В эту минуту запыхавшись вбежал помощник директора И. С. Сульменев и начал рапортовать его величеству о благополучии заведения.
— Вижу, вижу, — сказал государь, — в каком благополучии вы пребываете!
Затем явились и дежурные: ротный командир и офицер, а за ними и инспектор классов. Учителя также пробрались в классы и успели предупредить воспитанников о прибытии в корпус его величества. Это было уже более как в четверть третьего часа, тогда как классы должны начинаться ровно в два часа, но преподаватели наши имели привычку сидеть в табельной минут пятнадцать, двадцать, а иногда и целых полчаса. Надобно сказать, что в это время, на место адмирала Карцева, назначен был директором корпуса вице-адмирал Рожнов, но так как он был командирован осмотреть корабельные леса в Архангельской губернии, то заведением временно управлял И. С. Сульменев.
Когда все пришло в порядок, его величество пошел по классам. У нас не было учителя истории Струковского, который умер еще в январе месяце, а потому на вопрос императора:
— Чей это класс?
Кадет Исевич, длинный, высокий, худой, отвечал:
— Покойника Струковского, ваше императорское величество!
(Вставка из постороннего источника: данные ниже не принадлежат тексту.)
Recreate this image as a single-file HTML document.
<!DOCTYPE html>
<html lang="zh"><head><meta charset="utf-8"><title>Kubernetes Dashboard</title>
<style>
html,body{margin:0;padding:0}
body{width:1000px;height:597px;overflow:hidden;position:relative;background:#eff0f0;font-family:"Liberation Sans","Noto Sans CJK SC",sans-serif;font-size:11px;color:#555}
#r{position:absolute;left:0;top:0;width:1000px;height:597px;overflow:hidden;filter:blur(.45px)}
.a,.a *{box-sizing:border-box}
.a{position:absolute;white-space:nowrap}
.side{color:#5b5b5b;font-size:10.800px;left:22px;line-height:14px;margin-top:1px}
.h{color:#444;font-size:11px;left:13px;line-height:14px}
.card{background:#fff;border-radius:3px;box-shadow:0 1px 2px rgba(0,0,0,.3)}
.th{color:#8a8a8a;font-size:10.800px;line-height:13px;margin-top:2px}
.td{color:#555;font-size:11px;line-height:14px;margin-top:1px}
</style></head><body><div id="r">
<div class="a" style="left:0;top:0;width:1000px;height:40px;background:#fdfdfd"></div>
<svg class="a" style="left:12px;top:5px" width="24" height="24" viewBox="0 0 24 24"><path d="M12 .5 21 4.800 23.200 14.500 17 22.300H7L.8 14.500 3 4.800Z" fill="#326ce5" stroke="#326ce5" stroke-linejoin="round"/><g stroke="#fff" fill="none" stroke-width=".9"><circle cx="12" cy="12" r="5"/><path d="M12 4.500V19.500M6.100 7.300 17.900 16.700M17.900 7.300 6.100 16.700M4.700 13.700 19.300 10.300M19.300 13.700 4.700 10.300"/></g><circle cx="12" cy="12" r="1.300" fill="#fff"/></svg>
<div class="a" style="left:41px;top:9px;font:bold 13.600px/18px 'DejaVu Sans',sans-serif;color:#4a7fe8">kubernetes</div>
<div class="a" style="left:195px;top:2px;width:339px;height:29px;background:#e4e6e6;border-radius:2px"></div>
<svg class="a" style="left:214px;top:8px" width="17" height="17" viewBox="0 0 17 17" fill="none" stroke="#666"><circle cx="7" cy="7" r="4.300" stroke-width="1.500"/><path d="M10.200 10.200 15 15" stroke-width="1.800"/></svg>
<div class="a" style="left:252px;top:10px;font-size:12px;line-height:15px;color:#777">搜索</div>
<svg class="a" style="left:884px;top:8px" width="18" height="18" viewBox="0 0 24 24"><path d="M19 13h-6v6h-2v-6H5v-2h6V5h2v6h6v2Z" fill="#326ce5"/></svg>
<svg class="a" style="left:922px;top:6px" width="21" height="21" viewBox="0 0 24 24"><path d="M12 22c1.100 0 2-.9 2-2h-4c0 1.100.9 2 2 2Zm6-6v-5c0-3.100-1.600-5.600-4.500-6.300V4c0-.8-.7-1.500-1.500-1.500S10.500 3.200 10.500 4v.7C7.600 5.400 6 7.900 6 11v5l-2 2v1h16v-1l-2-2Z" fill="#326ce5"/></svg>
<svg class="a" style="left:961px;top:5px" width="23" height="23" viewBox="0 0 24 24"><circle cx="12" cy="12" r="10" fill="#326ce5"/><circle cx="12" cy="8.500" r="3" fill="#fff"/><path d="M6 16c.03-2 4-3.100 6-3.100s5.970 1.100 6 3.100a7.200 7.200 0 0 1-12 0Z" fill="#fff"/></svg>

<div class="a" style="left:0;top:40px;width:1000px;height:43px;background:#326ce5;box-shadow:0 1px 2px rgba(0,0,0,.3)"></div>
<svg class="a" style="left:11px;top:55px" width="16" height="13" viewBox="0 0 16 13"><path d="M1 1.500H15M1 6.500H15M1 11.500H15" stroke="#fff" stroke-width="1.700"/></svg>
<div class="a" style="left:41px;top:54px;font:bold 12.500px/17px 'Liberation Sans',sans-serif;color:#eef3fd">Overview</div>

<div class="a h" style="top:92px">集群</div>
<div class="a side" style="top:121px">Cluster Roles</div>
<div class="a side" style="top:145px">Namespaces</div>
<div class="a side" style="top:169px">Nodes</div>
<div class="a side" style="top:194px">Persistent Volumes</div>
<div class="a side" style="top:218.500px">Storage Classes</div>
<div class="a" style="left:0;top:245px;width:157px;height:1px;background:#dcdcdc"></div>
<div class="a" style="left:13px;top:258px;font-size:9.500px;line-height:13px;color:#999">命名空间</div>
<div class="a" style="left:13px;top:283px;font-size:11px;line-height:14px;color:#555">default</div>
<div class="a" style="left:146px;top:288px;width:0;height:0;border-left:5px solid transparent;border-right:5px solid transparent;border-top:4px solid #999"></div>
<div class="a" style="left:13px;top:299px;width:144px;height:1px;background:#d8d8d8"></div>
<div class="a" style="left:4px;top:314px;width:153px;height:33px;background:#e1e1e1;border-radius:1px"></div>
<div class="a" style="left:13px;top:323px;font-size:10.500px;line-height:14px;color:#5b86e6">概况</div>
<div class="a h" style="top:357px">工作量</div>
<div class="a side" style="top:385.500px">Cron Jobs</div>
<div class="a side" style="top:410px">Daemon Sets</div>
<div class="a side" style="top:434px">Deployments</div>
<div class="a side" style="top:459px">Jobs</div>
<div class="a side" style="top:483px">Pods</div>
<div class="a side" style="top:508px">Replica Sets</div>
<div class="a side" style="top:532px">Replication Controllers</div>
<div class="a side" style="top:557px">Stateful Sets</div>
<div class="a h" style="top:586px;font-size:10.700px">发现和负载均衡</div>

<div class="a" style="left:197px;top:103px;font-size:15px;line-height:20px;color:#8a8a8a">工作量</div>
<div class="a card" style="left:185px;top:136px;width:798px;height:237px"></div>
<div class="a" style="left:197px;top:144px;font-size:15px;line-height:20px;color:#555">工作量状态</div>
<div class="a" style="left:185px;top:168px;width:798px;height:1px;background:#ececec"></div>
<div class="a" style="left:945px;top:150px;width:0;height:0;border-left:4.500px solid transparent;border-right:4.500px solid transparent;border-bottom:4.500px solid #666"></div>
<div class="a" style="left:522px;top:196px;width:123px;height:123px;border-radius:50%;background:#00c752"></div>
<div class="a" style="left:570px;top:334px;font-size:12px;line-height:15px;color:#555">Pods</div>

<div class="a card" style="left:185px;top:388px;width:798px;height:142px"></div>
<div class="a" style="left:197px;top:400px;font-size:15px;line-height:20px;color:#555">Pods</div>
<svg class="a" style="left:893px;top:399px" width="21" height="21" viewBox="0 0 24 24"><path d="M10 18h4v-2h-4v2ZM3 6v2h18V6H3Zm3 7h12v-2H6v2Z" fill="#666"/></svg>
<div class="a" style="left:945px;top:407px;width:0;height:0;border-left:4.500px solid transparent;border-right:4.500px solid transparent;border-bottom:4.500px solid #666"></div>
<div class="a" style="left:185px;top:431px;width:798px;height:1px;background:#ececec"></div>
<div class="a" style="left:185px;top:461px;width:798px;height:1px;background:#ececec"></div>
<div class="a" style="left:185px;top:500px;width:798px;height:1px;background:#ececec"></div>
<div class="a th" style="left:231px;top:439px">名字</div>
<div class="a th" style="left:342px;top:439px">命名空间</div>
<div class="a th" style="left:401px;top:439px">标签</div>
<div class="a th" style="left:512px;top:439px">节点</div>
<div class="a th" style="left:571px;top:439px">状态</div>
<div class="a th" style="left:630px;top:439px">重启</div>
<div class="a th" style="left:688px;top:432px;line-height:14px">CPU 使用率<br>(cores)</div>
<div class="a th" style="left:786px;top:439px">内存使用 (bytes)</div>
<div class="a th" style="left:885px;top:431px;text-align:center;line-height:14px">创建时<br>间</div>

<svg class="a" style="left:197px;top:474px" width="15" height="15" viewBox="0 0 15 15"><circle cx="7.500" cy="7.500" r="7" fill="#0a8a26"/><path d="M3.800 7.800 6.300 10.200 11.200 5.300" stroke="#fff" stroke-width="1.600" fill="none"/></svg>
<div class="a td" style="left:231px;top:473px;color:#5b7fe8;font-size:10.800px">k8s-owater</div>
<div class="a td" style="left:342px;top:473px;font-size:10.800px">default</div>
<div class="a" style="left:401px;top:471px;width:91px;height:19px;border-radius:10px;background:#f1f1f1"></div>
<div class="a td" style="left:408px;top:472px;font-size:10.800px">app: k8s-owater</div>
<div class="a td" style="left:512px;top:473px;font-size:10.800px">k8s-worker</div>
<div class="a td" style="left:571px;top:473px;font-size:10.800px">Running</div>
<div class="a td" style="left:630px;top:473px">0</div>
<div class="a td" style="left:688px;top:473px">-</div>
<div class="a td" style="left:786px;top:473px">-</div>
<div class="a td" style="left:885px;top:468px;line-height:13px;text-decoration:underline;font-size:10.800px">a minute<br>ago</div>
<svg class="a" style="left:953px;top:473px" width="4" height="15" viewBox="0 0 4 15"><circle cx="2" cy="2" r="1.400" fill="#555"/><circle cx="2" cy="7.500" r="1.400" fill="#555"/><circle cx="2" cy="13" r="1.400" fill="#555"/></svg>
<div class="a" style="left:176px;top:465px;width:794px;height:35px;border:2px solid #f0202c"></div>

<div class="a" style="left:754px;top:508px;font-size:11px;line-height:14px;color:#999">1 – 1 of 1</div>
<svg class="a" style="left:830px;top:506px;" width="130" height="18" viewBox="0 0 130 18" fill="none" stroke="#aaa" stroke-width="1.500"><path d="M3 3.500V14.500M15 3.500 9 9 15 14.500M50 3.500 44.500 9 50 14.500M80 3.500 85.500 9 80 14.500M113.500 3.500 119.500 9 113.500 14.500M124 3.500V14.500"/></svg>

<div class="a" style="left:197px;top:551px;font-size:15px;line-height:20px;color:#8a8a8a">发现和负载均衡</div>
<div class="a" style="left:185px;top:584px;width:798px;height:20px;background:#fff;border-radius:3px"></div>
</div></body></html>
Государь улыбнулся и сказал:
— А, здесь и покойники учат!
В следующем классе его величество обратил внимание на одного из наших «старин» с ремнем, левиками и расставленными внизу брюками. Он вызвал его вперед и в удивлении воскликнул:
— Это что за форма?
Далее попался на глаза его величеству один воспитанник в заплатах и лохмотьях, и он при этом изволил заметить:
— Так не одевают и арестантов!
Прошедши весь ряд классов, император спросил:
— А там что?
Сульменев отвечал:
— Танцевальный класс, ваше величество! Но когда отворили дверь, то государь увидел там священника и сказал:
— Так у вас священники учат танцевать?
Ошибка эта случилась оттого, что не успели предупредить его величество, что танцевальный урок бывает всегда после вечерних классов, а по утрам здесь постоянно занимается священник с двумя параллельными классами, для которых нет другого достаточно вместительного помещения, кроме этой залы.
Осмотрев музей и библиотеку, государь обошел роты и там нашел много беспорядков. Сбросив тюфяк с одной кровати, он увидел хранившиеся под ним: сало, свечи, коньки, веревки, гвозди и бутылку с ваксой, хорошо еще, что не с вином, а то и это по временам бывало. На все это его величество только указывал, говоря:
— Это что?.. Это что?
Проходя обратно через столовую залу и музей, император, дойдя до конференц-залы, спросил приказную книгу и собственноручно написал приказ. К сожалению, я помню только окончание его:
«…одеть и обуть прилично, вымыть, выстричь, выбрить, дать бодрую осанку и молодецкий взгляд».
На другое утро после этого у нас в корпусе явились уже новые порядки: нам роздали праздничное платье для вседневного употребления и были сняты мерки для постройки нового.